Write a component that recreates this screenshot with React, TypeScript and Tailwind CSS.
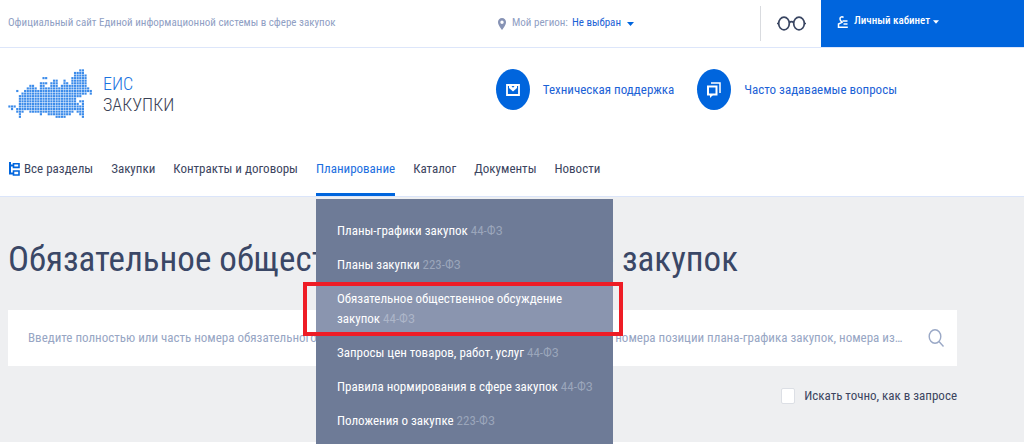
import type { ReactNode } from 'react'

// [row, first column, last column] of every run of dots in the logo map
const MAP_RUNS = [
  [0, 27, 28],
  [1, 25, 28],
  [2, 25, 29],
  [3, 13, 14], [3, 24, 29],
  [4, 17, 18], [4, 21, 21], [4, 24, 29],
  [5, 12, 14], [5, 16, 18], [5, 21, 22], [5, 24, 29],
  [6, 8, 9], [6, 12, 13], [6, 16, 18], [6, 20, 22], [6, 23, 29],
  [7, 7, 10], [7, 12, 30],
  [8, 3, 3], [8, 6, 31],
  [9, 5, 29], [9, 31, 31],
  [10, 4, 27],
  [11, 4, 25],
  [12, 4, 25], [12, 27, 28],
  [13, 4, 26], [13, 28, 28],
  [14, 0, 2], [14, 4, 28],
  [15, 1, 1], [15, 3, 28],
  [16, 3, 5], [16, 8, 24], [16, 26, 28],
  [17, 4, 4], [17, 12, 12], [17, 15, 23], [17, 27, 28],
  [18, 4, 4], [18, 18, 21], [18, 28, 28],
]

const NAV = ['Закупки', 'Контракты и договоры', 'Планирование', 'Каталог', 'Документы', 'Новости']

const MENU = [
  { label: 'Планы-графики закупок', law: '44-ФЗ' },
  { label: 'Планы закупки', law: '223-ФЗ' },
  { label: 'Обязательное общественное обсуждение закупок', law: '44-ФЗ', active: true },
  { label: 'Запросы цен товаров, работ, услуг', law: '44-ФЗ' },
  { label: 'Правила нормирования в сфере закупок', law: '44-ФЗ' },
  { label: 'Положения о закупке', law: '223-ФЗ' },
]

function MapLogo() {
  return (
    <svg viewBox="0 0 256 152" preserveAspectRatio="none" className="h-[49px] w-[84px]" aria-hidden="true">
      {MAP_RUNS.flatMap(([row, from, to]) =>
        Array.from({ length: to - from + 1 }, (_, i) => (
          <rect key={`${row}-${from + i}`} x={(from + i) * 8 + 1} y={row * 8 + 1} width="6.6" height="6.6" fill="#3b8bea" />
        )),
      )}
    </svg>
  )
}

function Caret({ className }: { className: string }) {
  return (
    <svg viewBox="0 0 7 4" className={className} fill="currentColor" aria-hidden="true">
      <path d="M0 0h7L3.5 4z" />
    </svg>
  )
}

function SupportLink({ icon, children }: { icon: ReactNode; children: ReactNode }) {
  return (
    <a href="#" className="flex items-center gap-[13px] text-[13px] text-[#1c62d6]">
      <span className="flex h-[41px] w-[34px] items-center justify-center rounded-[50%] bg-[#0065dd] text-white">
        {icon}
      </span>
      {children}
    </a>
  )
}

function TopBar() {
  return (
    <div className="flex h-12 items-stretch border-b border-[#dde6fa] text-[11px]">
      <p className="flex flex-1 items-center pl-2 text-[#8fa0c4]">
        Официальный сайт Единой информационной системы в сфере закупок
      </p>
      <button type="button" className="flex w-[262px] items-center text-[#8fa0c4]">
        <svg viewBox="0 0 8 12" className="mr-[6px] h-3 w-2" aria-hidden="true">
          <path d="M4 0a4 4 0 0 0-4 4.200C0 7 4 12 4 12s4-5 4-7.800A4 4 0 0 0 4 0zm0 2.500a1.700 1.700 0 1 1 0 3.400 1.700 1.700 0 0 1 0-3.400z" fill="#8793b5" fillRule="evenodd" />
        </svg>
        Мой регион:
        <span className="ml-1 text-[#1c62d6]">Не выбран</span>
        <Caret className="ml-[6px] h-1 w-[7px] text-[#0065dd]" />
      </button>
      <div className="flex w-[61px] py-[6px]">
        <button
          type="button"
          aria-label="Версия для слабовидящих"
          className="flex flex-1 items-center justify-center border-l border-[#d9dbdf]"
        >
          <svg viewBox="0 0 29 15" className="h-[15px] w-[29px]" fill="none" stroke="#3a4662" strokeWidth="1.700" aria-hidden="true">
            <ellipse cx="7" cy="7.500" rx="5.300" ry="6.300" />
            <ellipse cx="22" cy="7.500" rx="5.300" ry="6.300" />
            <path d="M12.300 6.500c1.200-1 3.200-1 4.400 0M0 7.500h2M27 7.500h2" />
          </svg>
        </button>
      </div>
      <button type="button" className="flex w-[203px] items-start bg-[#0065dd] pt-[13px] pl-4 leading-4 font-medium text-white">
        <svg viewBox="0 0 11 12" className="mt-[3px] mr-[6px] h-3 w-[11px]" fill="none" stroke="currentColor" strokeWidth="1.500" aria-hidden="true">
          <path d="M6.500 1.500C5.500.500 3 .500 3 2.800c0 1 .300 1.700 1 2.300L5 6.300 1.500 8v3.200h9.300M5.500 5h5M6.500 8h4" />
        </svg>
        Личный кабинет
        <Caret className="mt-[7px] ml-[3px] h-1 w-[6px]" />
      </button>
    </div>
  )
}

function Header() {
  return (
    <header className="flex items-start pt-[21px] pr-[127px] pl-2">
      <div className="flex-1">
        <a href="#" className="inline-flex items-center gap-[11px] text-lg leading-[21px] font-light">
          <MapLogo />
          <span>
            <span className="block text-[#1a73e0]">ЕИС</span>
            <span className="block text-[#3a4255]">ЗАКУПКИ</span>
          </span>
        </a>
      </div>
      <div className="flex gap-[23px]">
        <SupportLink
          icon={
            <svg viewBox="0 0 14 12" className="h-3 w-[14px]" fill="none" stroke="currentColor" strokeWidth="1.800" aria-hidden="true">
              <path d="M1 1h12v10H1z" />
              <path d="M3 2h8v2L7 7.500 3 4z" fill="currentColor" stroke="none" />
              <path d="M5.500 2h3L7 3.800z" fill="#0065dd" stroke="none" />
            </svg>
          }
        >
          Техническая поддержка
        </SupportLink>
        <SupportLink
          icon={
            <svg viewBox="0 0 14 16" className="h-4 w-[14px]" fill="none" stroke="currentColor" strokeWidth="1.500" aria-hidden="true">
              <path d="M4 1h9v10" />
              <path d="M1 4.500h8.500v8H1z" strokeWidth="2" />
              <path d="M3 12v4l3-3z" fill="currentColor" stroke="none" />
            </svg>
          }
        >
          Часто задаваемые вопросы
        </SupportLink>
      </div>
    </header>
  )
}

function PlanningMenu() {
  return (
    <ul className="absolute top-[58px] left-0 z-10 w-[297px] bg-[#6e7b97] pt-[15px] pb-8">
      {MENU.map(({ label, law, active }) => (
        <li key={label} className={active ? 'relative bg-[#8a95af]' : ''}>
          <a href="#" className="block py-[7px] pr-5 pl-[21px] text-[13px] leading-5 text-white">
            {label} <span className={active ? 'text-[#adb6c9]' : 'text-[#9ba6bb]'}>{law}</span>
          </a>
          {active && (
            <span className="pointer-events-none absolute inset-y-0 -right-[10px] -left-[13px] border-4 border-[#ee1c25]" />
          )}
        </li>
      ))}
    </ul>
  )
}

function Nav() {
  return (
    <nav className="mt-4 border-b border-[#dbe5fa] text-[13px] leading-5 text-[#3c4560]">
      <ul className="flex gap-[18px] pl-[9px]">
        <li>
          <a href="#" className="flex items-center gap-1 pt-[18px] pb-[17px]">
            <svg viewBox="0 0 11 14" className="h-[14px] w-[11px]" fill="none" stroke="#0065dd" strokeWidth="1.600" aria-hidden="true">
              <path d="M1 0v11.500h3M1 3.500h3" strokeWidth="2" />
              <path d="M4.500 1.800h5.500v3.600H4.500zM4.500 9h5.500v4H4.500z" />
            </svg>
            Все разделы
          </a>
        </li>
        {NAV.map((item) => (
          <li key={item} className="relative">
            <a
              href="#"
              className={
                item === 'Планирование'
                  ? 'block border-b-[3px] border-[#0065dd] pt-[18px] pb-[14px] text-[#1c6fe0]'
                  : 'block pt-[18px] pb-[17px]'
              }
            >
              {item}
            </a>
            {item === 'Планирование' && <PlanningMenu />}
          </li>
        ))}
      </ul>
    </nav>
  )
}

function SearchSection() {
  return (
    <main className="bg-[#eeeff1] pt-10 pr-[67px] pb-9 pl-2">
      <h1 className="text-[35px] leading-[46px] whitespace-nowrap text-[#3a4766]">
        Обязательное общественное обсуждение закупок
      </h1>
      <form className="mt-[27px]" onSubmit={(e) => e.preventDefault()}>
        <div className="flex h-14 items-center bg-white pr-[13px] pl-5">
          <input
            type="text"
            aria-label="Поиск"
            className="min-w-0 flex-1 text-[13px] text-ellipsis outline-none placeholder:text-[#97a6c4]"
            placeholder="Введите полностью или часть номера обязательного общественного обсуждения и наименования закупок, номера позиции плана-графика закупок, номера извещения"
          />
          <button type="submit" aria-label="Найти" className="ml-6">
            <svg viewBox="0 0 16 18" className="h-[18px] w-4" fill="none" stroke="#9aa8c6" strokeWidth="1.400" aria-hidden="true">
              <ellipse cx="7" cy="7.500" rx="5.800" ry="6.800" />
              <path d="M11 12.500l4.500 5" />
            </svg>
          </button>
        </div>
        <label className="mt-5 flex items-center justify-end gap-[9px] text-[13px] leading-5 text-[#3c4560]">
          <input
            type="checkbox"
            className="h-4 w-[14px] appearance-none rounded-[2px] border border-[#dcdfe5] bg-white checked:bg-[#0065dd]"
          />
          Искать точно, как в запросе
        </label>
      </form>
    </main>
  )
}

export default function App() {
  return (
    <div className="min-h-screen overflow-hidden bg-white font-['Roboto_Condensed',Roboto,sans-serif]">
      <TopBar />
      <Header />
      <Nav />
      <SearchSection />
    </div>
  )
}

_WHAT YOU SHOULD DO_
Everything from the first line to the line with "const NAV = ['Закупки', 'Контракты" must be repeated exactly, and nothing else. Leave the pictures out.

_RESULT OF THIS TASK_
Write a component that recreates this screenshot with React, TypeScript and Tailwind CSS.
import type { ReactNode } from 'react'

// [row, first column, last column] of every run of dots in the logo map
const MAP_RUNS = [
  [0, 27, 28],
  [1, 25, 28],
  [2, 25, 29],
  [3, 13, 14], [3, 24, 29],
  [4, 17, 18], [4, 21, 21], [4, 24, 29],
  [5, 12, 14], [5, 16, 18], [5, 21, 22], [5, 24, 29],
  [6, 8, 9], [6, 12, 13], [6, 16, 18], [6, 20, 22], [6, 23, 29],
  [7, 7, 10], [7, 12, 30],
  [8, 3, 3], [8, 6, 31],
  [9, 5, 29], [9, 31, 31],
  [10, 4, 27],
  [11, 4, 25],
  [12, 4, 25], [12, 27, 28],
  [13, 4, 26], [13, 28, 28],
  [14, 0, 2], [14, 4, 28],
  [15, 1, 1], [15, 3, 28],
  [16, 3, 5], [16, 8, 24], [16, 26, 28],
  [17, 4, 4], [17, 12, 12], [17, 15, 23], [17, 27, 28],
  [18, 4, 4], [18, 18, 21], [18, 28, 28],
]

const NAV = ['Закупки', 'Контракты и договоры', 'Планирование', 'Каталог', 'Документы', 'Новости']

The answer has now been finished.